Despite its widespread use and importance in AI, the sigmoid function also has some limitations. One of the main drawbacks of the sigmoid function is the vanishing gradient problem. When the input values are too large or too small, the gradient of the sigmoid function becomes very close to zero. This leads to slow learning or convergence during the training process of a neural network, as the weights are not updated significantly. This issue has led researchers to explore alternative activation functions, such as the Rectified Linear Unit (ReLU), which has become increasingly popular in recent years.

Another limitation of the sigmoid function is its susceptibility to producing outputs that are not centered around zero. This can lead to inefficient learning in some cases, as the gradients can become too large or too small, causing the learning process to become unstable. To address this issue, researchers have developed other activation functions, such as the hyperbolic tangent (tanh) function, which has similar properties to the sigmoid function but produces outputs centered around zero.

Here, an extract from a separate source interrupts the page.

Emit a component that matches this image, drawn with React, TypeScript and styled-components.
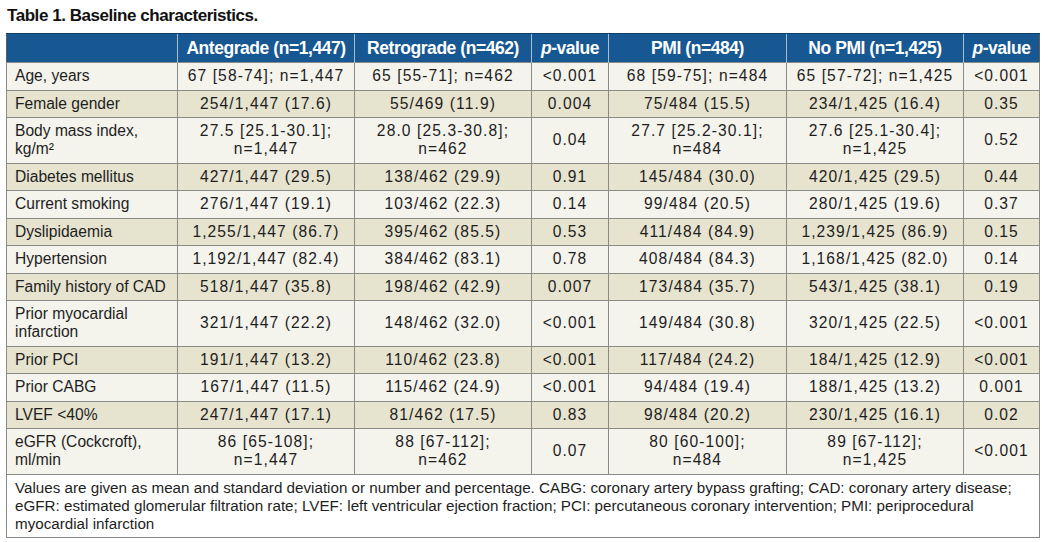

In conclusion, the sigmoid function has played a significant role in the development and application of AI technologies, particularly in machine learning and neural networks. Its ability to map continuous input values to probabilities makes it an ideal choice for classification tasks and various real-world applications. However, the limitations of the sigmoid function, such as the vanishing gradient problem and uncentered outputs, have led researchers to explore alternative activation functions to improve the performance and stability of AI systems. As AI continues to evolve and advance, it is crucial to understand the role of mathematical functions like the sigmoid function and their impact on the development of intelligent systems.